Entre le manque de reconnaissance, les difficultés économiques, la pénurie de mains d’œuvre et de médicaments, et une agressivité accrue des patients au comptoir, les pharmaciens n’en finissent plus d’alerter sur cette mauvaise fatigue chronique qui les guette et peut vite se muer en burn-out. Porte-parole de ce mal-être officinal, les syndicats, tant au niveau départemental que national, s’échinent à sonner l’alarme auprès des autorités. En avril dernier, le président de la Fédération des syndicats pharmaceutiques de France (FSPF), Philippe Besset, expliquait déjà que la situation n’a plus rien de comparable avec « la colère qui a poussé à faire grève en 2014 » car aujourd’hui, « ce n’est plus de la colère mais de l’épuisement ».

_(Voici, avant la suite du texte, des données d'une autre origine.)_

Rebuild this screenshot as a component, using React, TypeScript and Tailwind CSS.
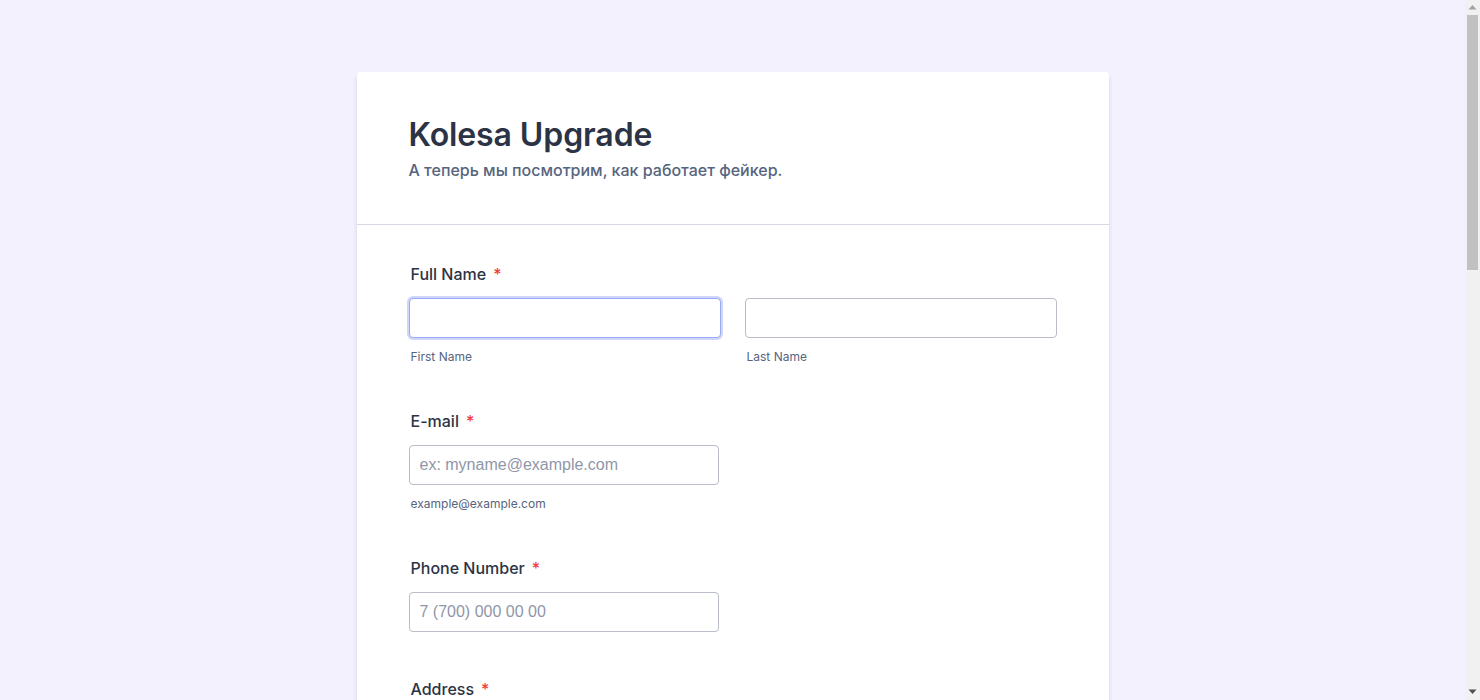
import React from "react";

const inter = { fontFamily: "Inter, 'Noto Sans', sans-serif" };

function Label({ text }: { text: string }) {
  return (
    <div className="pl-[2px] h-6 flex items-center text-[16px] font-medium text-[#2c3345] leading-6" style={inter}>
      <span>{text}</span>
      <span className="ml-[7px] text-[#f23a3c]">*</span>
    </div>
  );
}

function Input({ placeholder, focused, w = "w-[310px]" }: { placeholder?: string; focused?: boolean; w?: string }) {
  return (
    <input
      readOnly
      placeholder={placeholder}
      className={`${w} h-10 rounded-[4px] bg-white px-[10px] text-[16px] outline-none placeholder:text-[#8f96a8] ${
        focused ? "border border-[#9aa8f7] shadow-[0_0_0_2px_#cfd7fc]" : "border border-[#b8bdc9]"
      }`}
      style={{ fontFamily: "'Liberation Sans', Arial, sans-serif" }}
    />
  );
}

function Sub({ text }: { text: string }) {
  return (
    <div className="pl-[2px] mt-[10px] text-[12px] leading-[18px] text-[#57647e]" style={inter}>
      {text}
    </div>
  );
}

function Scrollbar() {
  return (
    <div className="fixed right-0 top-0 h-[700px] w-[15px] bg-[#f1f1f1] flex flex-col items-center">
      <svg width="15" height="15" viewBox="0 0 15 15" className="shrink-0">
        <polygon points="3.5,9.5 7.5,5 11.5,9.5" fill="#a3a3a3" />
      </svg>
      <div className="w-[11px] h-[255px] bg-[#c1c1c1]" />
      <div className="flex-1" />
      <svg width="15" height="15" viewBox="0 0 15 15" className="shrink-0">
        <polygon points="3.5,4.5 11.5,4.5 7.5,9" fill="#505050" />
      </svg>
    </div>
  );
}

export default function App() {
  return (
    <div className="min-h-screen bg-[#f3f1fe] pt-[72px] pb-[120px] pr-[15px]">
      <Scrollbar />
      <div className="mx-auto w-[752px] bg-white rounded-[3px] shadow-[0_4px_4px_rgba(87,100,126,0.21)]">
        <div className="px-[52px] pt-[43px] pb-[42px] border-b border-[#d8d8e4]">
          <h1 className="text-[32px] leading-10 font-semibold text-[#2c3345] tracking-[-0.1px]" style={inter}>
            Kolesa Upgrade
          </h1>
          <p className="mt-[3px] text-[16px] leading-6 font-medium text-[#57647e]" style={inter}>
            А теперь мы посмотрим, как работает фейкер.
          </p>
        </div>
        <div className="px-[52px] pt-[37px] pb-[60px]">
          <div className="mb-[43px]">
            <Label text="Full Name" />
            <div className="mt-3 flex gap-6">
              <div>
                <Input focused w="w-[312px]" />
                <Sub text="First Name" />
              </div>
              <div>
                <Input w="w-[312px]" />
                <Sub text="Last Name" />
              </div>
            </div>
          </div>
          <div className="mb-[43px]">
            <Label text="E-mail" />
            <div className="mt-3">
              <Input placeholder="ex: myname@example.com" />
              <Sub text="example@example.com" />
            </div>
          </div>
          <div className="mb-[45px]">
            <Label text="Phone Number" />
            <div className="mt-3">
              <Input placeholder="7 (700) 000 00 00" />
            </div>
          </div>
          <div className="mb-[45px]">
            <Label text="Address" />
            <div className="mt-3 flex flex-col">
              <Input w="w-[648px]" />
              <Sub text="Street Address" />
              <div className="mt-4">
                <Input w="w-[648px]" />
                <Sub text="Street Address Line 2" />
              </div>
              <div className="mt-4 flex gap-6">
                <div>
                  <Input w="w-[312px]" />
                  <Sub text="City" />
                </div>
                <div>
                  <Input w="w-[312px]" />
                  <Sub text="State / Province" />
                </div>
              </div>
              <div className="mt-4">
                <Input w="w-[312px]" />
                <Sub text="Postal / Zip Code" />
              </div>
            </div>
          </div>
          <div className="mb-[45px]">
            <Label text="Comment" />
            <div className="mt-3">
              <textarea
                readOnly
                className="w-[648px] h-[163px] rounded-[4px] border border-[#b8bdc9] outline-none resize-none"
              />
            </div>
          </div>
          <div className="flex justify-center pt-4">
            <button
              className="h-10 px-8 rounded-[4px] bg-[#18bd5b] text-white text-[16px] font-medium"
              style={inter}
            >
              Submit
            </button>
          </div>
        </div>
      </div>
    </div>
  );
}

Le sujet est pourtant régulièrement abordé, ne serait-ce que pour lever les difficultés du quotidien comme les tracas administratifs répétitifs et usants. Tels les indus et autres rejets inexpliqués ou les doctrines différentes appliquées d’une CPAM à l’autre. C’est l’un des sujets qui hérissent au plus haut point Pierre-Olivier Variot, président de l’Union des syndicats de pharmaciens d’officine (USPO). Il y a tout juste un an, il dénonçait déjà avec véhémence « le phénomène des indus injustifiés [qui] s’amplifie depuis 8 mois » et occupe « un trois-quart temps » pour régler ces situations avec l’assurance-maladie et les mutuelles. Cela, alors même que la pénurie de personnel s’installait durablement en pharmacie à la même période, et que les ruptures et tensions sur l’approvisionnement en médicaments, cristallisées l’an dernier par la situation sur l’amoxicilline et le paracétamol, n’ont jamais été aussi nombreuses et donc chronophages pour les pharmaciens.
Déficit d’attractivité
À ce quotidien rendu âpre au comptoir, s’ajoute un déficit d’attractivité de la profession. La réforme du 3e cycle court (R3C) des études de pharmacie, en souffrance depuis 7 ans, « est une priorité pour toute la communauté pharmaceutique », rappelle l’Association nationale des étudiants en pharmacie de France (ANEPF), pointant les 1 100 places restées vacantes en 2e année de fac de pharma à la rentrée 2022 et les 471 à la rentrée 2023. Ce sont autant de pharmaciens qui viendront à manquer dans les officines, la répartition, les hôpitaux, les laboratoires… alors que toutes les filières peinent à recruter.
C’est enfin sur le plan économique que le réseau souffre mille maux, conduisant même la FSPF à suspendre les négociations avec les syndicats de salariés dans l’attente de revalorisations à entériner dans le futur avenant conventionnel qui devrait aboutir au premier trimestre 2024. Certes, le chiffre d’affaires n’a jamais été aussi haut, mais il est porté par les médicaments onéreux dont la marge est nulle pour l’officine, alors que les charges ont explosé avec une inflation qui a atteint des sommets dans le secteur. Malgré l’urgence de la situation, le début des négociations conventionnelles n’a pas commencé en octobre, comme espéré, ni même en novembre.
Une profession à bout
Tous ces maux cumulés sans réaction des autorités ont amené la profession à se mobiliser : affiches, pétition et défilés dans une dizaine de villes françaises le 21 novembre dernier. Le mot d’ordre : se mobiliser aujourd’hui pour exister demain. Une mobilisation « qui ne constituait que le cri d’alarme d’une profession à bout », commente Philippe Besset. C’est « un coup de semonce qui, sans le soutien urgent aux officines situées en territoires fragiles et la prise en compte par l’assurance-maladie des sombres perspectives économiques qui pèsent sur l’ensemble du réseau, a vocation à perdurer et s’amplifier », prévient-il. « Partout en France, les pharmaciens ont manifesté un ras-le-bol généralisé et démontré leur unité pour apporter des réponses concrètes aux trop nombreuses fermetures de pharmacies, aux difficultés de recrutement ou aux pénuries de médicaments. »
En effet, selon le GERS Data, le nombre d’officines en métropole est passé sous la barre symbolique des 20 000 le 15 novembre dernier, en même temps que la disparition de pharmacies s’accélère. Dans ce contexte, la FSPF « reste vigilante quant au déroulement des négociations » et tient à aviser le gouvernement qu’en cas de réponse insuffisante, « le 21 novembre ne sera que le début d’un mouvement d’ampleur aussi déplaisant que nécessaire ».